Reine Karlsson , TEM at Lund Univeristy, Lund, Sweden
Markus Paulsson , TEM at Lund Univeristy, Lund, Sweden
Full Papers
  • JAOCC_TEM_Karlsson 090531.pdf (675.3 kB)
  • During the recent decades of the industrial era most of the industrial business development has been aiming for growth, efficiency and economics of scale. Great advancements have been made through global trade, standardisation, automation and mass production. The total global production is much higher today than it was some decades ago. One major problem is that the use of fossil energy sources has resulted in an escalating global warming. Another aspect of the problem is that the quality of life output in the so called rich countries can be questioned, in particular in relation to the massive impacts at the other end of the global supply chains. The total effect is that the “rich” people's consumption of garments and “toys” sometimes is based on working conditions that ought to be described as slavery, and also abuse of Nature. However, many of those connections are hardly visible, they are hidden somewhere in the global trade systems and the massive industrial production system. In many ways the present trade and production system is efficient, i.e. doing the things right. But is it effective, i.e. doing the right things?

    The subject area of Human Ecology questions the dualistic anthropocentric way of thinking, as being to mechanistic and narrow-minded. For example, humans are building ever larger fishing fleets and more efficient fishing ships, so that ever more fish can be harvested from the seas. It seems as if the business development thinking is limited to how the respective company can catch more of the available fish. Looking at what actually happens it seems as if the modern society has forgotten the fundamental importance of the maintenance of the fish population and ecosystems. One background reason why this happens is that the systemic effect is invisible when the fish meat is sold in supermarkets.
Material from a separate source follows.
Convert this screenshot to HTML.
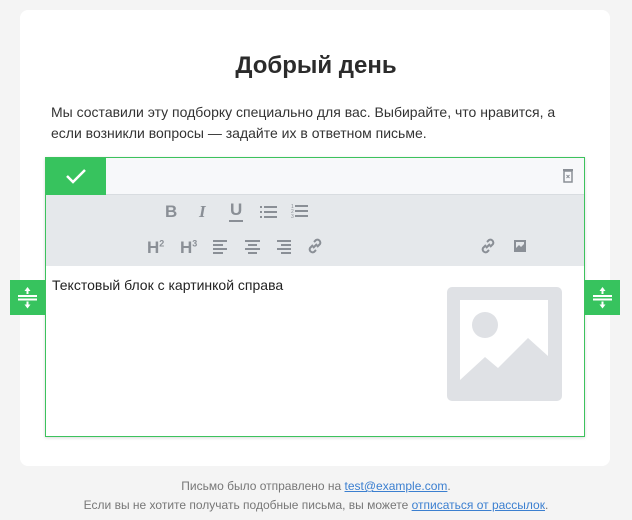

    During the industrial era it seems as if the most influential humans have been promoting technological development and business growth for its own sake, hardly thinking about the consequences. This is not so strange when the connections are invisible and the main business development idea is to promote efficiency improvements through a focusing on the core business (only) and ever more lean (mean) production, within what is being done.

    Statements such as Sloan's “The business of business is business” and Porter's reasoning that, “those companies which are able to achieve competitive advantage – that is, above-average performance in an industry sector – are able to reinvest this additional profit into the activities that created the advantage in the first place” have often been (mis-)interpreted to have a single-minded focus on (short-term) profit. It is important to think more intelligently about what it actuality was that created the advantage. Obviously, it was not the profit of present kind of production, but the creation of the present business system, based upon past profits and earlier learning and renewal oriented investments.
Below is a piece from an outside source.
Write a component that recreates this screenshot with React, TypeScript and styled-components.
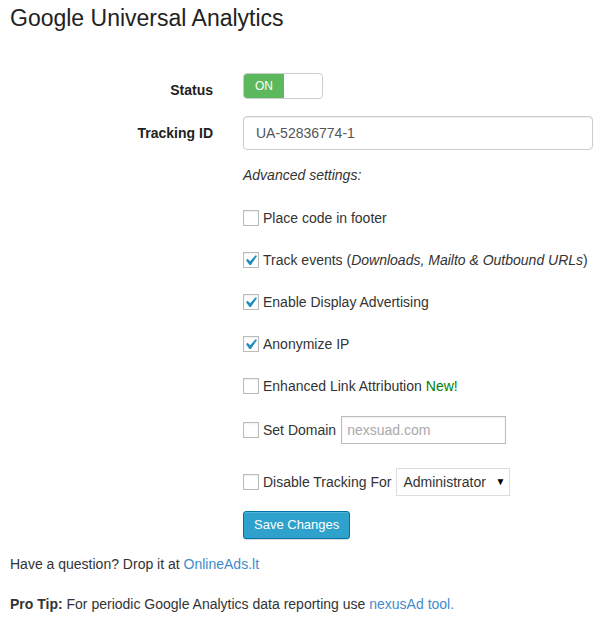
import React from "react";
import styled, { createGlobalStyle } from "styled-components";

const GlobalStyle = createGlobalStyle`
  html, body {
    margin: 0;
    padding: 0;
    background: #fff;
  }
  body {
    font-family: "Liberation Sans", Arial, sans-serif;
    font-size: 14px;
    line-height: 20px;
    color: #333;
  }
`;

const Wrap = styled.div`
  padding: 0 10px;
`;

const Title = styled.h2`
  margin: 4px 0 0;
  font-size: 23px;
  line-height: 29px;
  font-weight: 400;
  color: #222;
`;

const Form = styled.div`
  display: grid;
  grid-template-columns: 203px 1fr;
  column-gap: 30px;
  row-gap: 16px;
  margin-top: 40px;
  align-items: start;
`;

const Label = styled.div`
  text-align: right;
  font-weight: 700;
  color: #222;
  padding-top: 7px;
`;

const Toggle = styled.div`
  display: flex;
  width: 80px;
  height: 26px;
  box-sizing: border-box;
  border: 1px solid #ccc;
  border-radius: 4px;
  overflow: hidden;
  background: #fff;
`;

const ToggleOn = styled.span`
  width: 40px;
  display: flex;
  align-items: center;
  justify-content: center;
  background: #5cb85c;
  color: #fff;
  font-size: 12px;
`;

const TextInput = styled.input`
  display: block;
  width: 350px;
  height: 34px;
  box-sizing: border-box;
  padding: 6px 12px;
  border: 1px solid #ccc;
  border-radius: 4px;
  box-shadow: inset 0 1px 1px rgba(0, 0, 0, 0.075);
  font-family: inherit;
  font-size: 14px;
  color: #555;
  outline: none;
`;

const Options = styled.div`
  display: flex;
  flex-direction: column;
  align-items: flex-start;
  gap: 22px;
`;

const Note = styled.div`
  font-style: italic;
  margin-top: -1px;
  margin-bottom: 1px;
`;

const Row = styled.label<{ $tall?: boolean }>`
  display: flex;
  align-items: center;
  height: ${(p) => (p.$tall ? "28px" : "20px")};
  color: #333;
  white-space: nowrap;
`;

const DomainRow = styled(Row)`
  margin-top: -2px;
  margin-bottom: 2px;
`;

const Box = styled.span`
  position: relative;
  display: inline-block;
  width: 16px;
  height: 16px;
  box-sizing: border-box;
  border: 1px solid #bbb;
  background: #fff;
  box-shadow: inset 0 1px 2px rgba(0, 0, 0, 0.07);
  margin-right: 4px;
  flex: none;

  svg {
    position: absolute;
    left: -4px;
    top: -3px;
  }
`;

const Em = styled.em`
  font-style: italic;
`;

const NewTag = styled.span`
  color: #008000;
  margin-left: 4px;
`;

const SmallInput = styled.input`
  width: 165px;
  height: 28px;
  box-sizing: border-box;
  margin-left: 5px;
  padding: 3px 5px;
  border: 1px solid #bbb;
  box-shadow: inset 0 1px 2px rgba(0, 0, 0, 0.07);
  font-family: inherit;
  font-size: 14px;
  color: #333;
  outline: none;

  &::placeholder {
    color: #aaa;
  }
`;

const SelectWrap = styled.span`
  position: relative;
  display: inline-block;
  margin-left: 5px;
`;

const Select = styled.select`
  appearance: none;
  width: 114px;
  height: 28px;
  box-sizing: border-box;
  padding: 2px 6px;
  border: 1px solid #ddd;
  background: #fff;
  font-family: inherit;
  font-size: 14px;
  color: #333;
  outline: none;
`;

const Arrow = styled.span`
  position: absolute;
  right: 5px;
  top: 7px;
  font-size: 10px;
  line-height: 14px;
  color: #000;
  pointer-events: none;
`;

const SaveButton = styled.button`
  margin-top: -7px;
  height: 28px;
  padding: 0 10px 1px;
  border: 1px solid #0074a2;
  border-radius: 3px;
  background: #2ea2cc;
  box-shadow: inset 0 1px 0 rgba(120, 200, 230, 0.5), 0 1px 0 rgba(0, 0, 0, 0.15);
  color: #fff;
  font-family: inherit;
  font-size: 13px;
  line-height: 26px;
  cursor: pointer;
`;

const Footer = styled.p<{ $first?: boolean }>`
  margin: ${(p) => (p.$first ? "15px 0 0" : "20px 0 0")};
  color: #333;
`;

const Link = styled.a`
  color: #428bca;
  text-decoration: none;
`;

function Check({ checked }: { checked?: boolean }) {
  return (
    <Box>
      {checked && (
        <svg width="21" height="21" viewBox="0 0 20 20">
          <path
            fill="#1e8cbe"
            d="M14.83 4.89l1.34.94-5.81 8.38H9.02L5.78 9.67l1.34-1.25 2.57 2.4z"
          />
        </svg>
      )}
    </Box>
  );
}

export default function App() {
  return (
    <Wrap>
      <GlobalStyle />
      <Title>Google Universal Analytics</Title>
      <Form>
        <Label>Status</Label>
        <Toggle>
          <ToggleOn>ON</ToggleOn>
        </Toggle>

        <Label>Tracking ID</Label>
        <TextInput defaultValue="UA-52836774-1" />

        <div />
        <Options>
          <Note>Advanced settings:</Note>
          <Row>
            <Check />
            Place code in footer
          </Row>
          <Row>
            <Check checked />
            Track events (<Em>Downloads, Mailto &amp; Outbound URLs</Em>)
          </Row>
          <Row>
            <Check checked />
            Enable Display Advertising
          </Row>
          <Row>
            <Check checked />
            Anonymize IP
          </Row>
          <Row>
            <Check />
            Enhanced Link Attribution<NewTag>New!</NewTag>
          </Row>
          <DomainRow $tall>
            <Check />
            Set Domain
            <SmallInput placeholder="nexsuad.com" />
          </DomainRow>
          <Row $tall>
            <Check />
            Disable Tracking For
            <SelectWrap>
              <Select defaultValue="administrator">
                <option value="administrator">Administrator</option>
                <option value="editor">Editor</option>
              </Select>
              <Arrow>▼</Arrow>
            </SelectWrap>
          </Row>
          <SaveButton>Save Changes</SaveButton>
        </Options>
      </Form>
      <Footer $first>
        Have a question? Drop it at <Link href="#">OnlineAds.lt</Link>
      </Footer>
      <Footer>
        <b>Pro Tip:</b> For periodic Google Analytics data reporting use{" "}
        <Link href="#">nexusAd tool.</Link>
      </Footer>
    </Wrap>
  );
}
    To enable a sustainable development it is necessary to invest an appropriate part of the present profit in development of businesses for the future. However, it has always been difficult to change the established structures and the conventional ways of thinking. In Schumpeter's vision, there is a need for innovative entrepreneurs to enable the kind of change process that is needed to achieve the kind of development that we now talk about as a sustainable societal business development.

    This paper builds on experiences from four case studies of entrepreneurship and collaboration as means for sustainable innovation. The case studies include experiences from advanced leadership training, the Øresund Science Region innovation system, mobility of sustainability expertise and Swedish business developments for hardwood. The studies focuses on recent attempts to enable a more effective learning, collaboration and renewal and the case studies are based on 3-20 years background experiences in developments within the respective companies and clusters. Two of the cases employ “triple helix” collaboration between companies, research and the public sectors. A basic theory for how the connection to the future is accounted as investments and depreciation of capital is used in analogies that explain why investment thinking is relevant also within the climate dimension and how the understanding of material recycling can be used as a metaphor to clarify the global warming significance of motivation and learning.

    Earlier studies have evaluated the entrepreneur as a driver in renewal oriented development processes. This paper focuses on investments in explicit developments and their visualisation as a tool to enhance the prospective motivation among the people within the local communities, companies and clusters where the investments are being made.